Symbols of Bush-Era Lawlessness Flourish Under Obama

Pillay excoriated the Obama administration and Congress, saying, “The continuing indefinite incarceration of many of the detainees amounts to arbitrary detention.” Of the 166 men still held at Guantanamo, 86 have been cleared for release by the Obama administration and relevant agencies. Some of those men had also previously been cleared by the Bush administration.

That means, in no uncertain terms, that they have been detained unjustly, that they never posed a threat to the U.S., and they are extremely unlikely to pose a threat to the U.S. if released. Nine men have died at Guantanamo — four on Obama’s watch — including most recently Adnan Latif, a Yemeni who had been repeatedly cleared for transfer.

“We must be clear about this,” Pillay said in the statement. “The United States is in clear breach not just of its own commitments but also of international laws and standards that it is obliged to uphold.” Pillay called for the immediate release of every detainee who has been cleared, and also said that if and when detainees are charged they should be tried in civilian court, not the alternate military commission system now in place at Guantanamo.

Around 50 of the cleared men are Yemeni, but after the failed “underwear bomber” plot in 2009, the Obama administration issued a moratorium on transferring prisoners to that country. The administration cited the tumultuous political climate, though critics have seen the move as a cynical ploy to score political points by appearing tough on terror.

Now, the State Department office responsible for determining how to close Guantanamo Bay has itself been closed, and according to Vincent Warren of the Center for Constitutional Rights, the administration can’t “offer a single measure that is currently underway to draw down the prison’s population and finally shutter Guantanamo.”

Many of the defense attorneys representing the hunger strikers fear for their clients’ lives. On Thursday evening, Carlos Warner, who represents 11 detainees, read a letter from one of his clients on Al Jazeera English. (I also appeared on the broadcast.)

The letter described a lantern several of the men had made — “for those in the world who remember and pray for us during this time of suffering.” Warner said reading it made him emotional because he thought it might be a goodbye letter.

Though liberals are quick to blame Republicans for their intransigence, there are measures the president could take without Congress’ approval if he were serious about closing Guantanamo.

Though the defense appropriations bill for 2013 bars using funds to transfer Guantanamo detainees, there is a way around that restriction. The Secretary of Defense can personally sign off on a detainee’s release or transfer — which is exactly what groups like Human Rights Watch are calling for.

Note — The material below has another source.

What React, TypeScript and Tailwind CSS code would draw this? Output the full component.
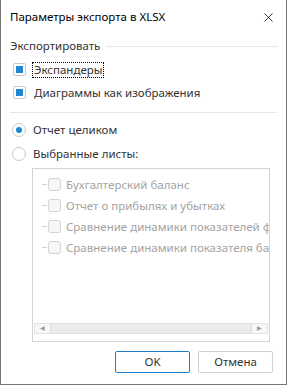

“After more than 10 years, the U.S. needs to either prosecute those detainees against whom it has any credible evidence or release them,” Laura Pitter, counterterrorism advisor at Human Rights Watch, tells Rolling Stone.

Similarly, Chris Hayes on his MSNBC program Thursday night called for the immediate release of cleared detainees, saying they should be paid restitution and be granted legal residence within the United States.

“President Obama must reaffirm his promise to close Guantanamo by charging someone in his administration with this important task,” says Warner, the defense attorney whose client made the lantern. “The world can no longer sit idly by while innocent men languish, wither and die in a prison that’s devoid of all process and hope.”